Our unoptimized GPU implementation reaches 13.1 SP GFLOP/s, which is respectable in comparison.
Sparse matrix vector multiplication is simple enough that we can compute some bounds on performance to figure out how much performance headroom remains with our setup. First, we note that for every 2 floating-point operations in the inner-most loop, we have to load 12 bytes of data from off-chip memory: 4 bytes for the integer offset of the diagonal we're computing, 4 bytes for the entry in the matrix, and 4 bytes for the entry in the vector. The ATI Radeon HD 5870 GPU has 153.6 GB/s of memory bandwidth, so if we're perfectly bandwidth bound, we should be able to sustain 2 FLOP/12 Bytes * 153.6 GBytes/s = 25.6 GFLOP/s. This implementation is getting about 51% of our bound. Maybe we can improve on that.

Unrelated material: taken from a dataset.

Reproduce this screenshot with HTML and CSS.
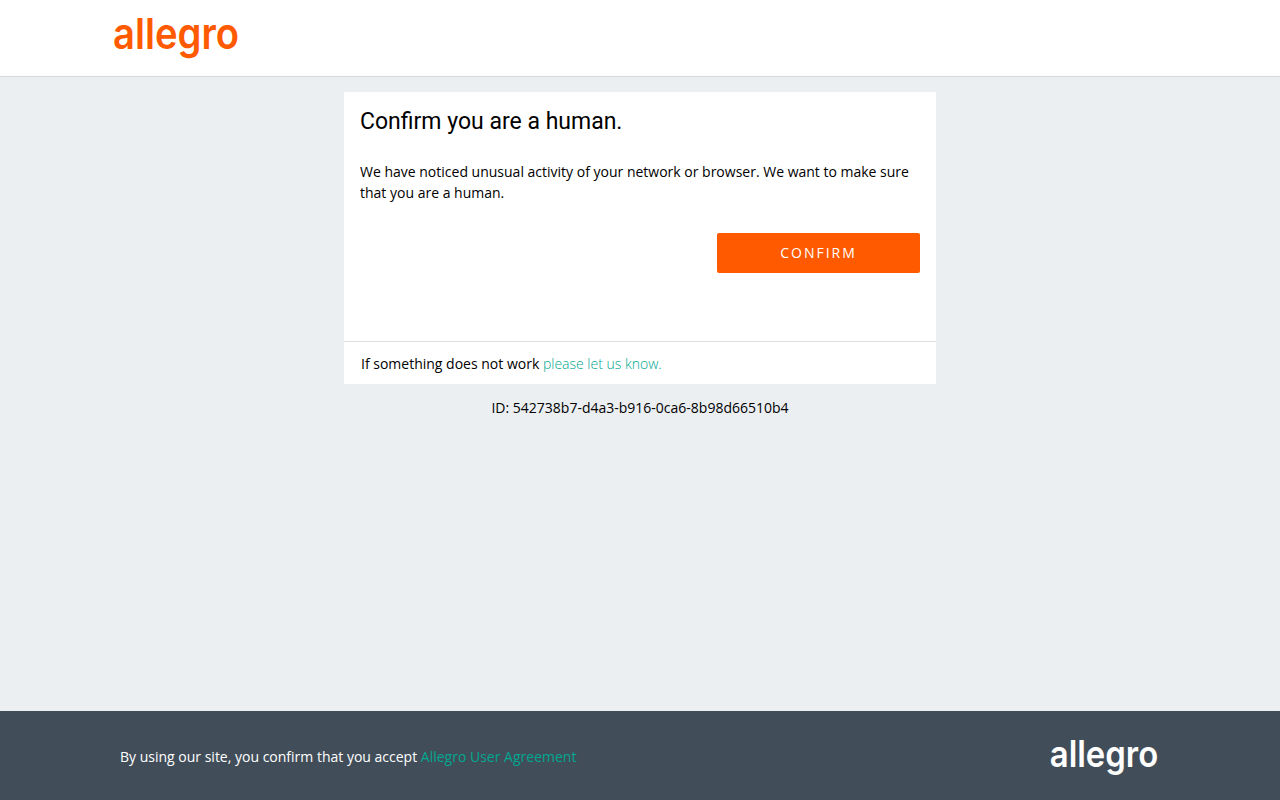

Figure 7: Initial ATI Radeon HD 5870 GPU Performance
Figure 11: ATI Radeon HD 5870 GPU Performance Using Images
During the optimization process, we were able to improve the bound twice, by eliminating memory accesses to data structures that are relatively small and frequently used, but it's not possible to eliminate the final memory access, since each element of the matrix A is only used once, and the matrix itself is too large to fit into any structure we could use as an on-chip cache. At this point, we can be reasonably confident that our code is close to optimal. There may be other optimizations, like loop unrolling, etc., that we could try to apply, but since the compulsory loads from the matrix A will still need to be performed, such optimizations will only yield marginal benefits.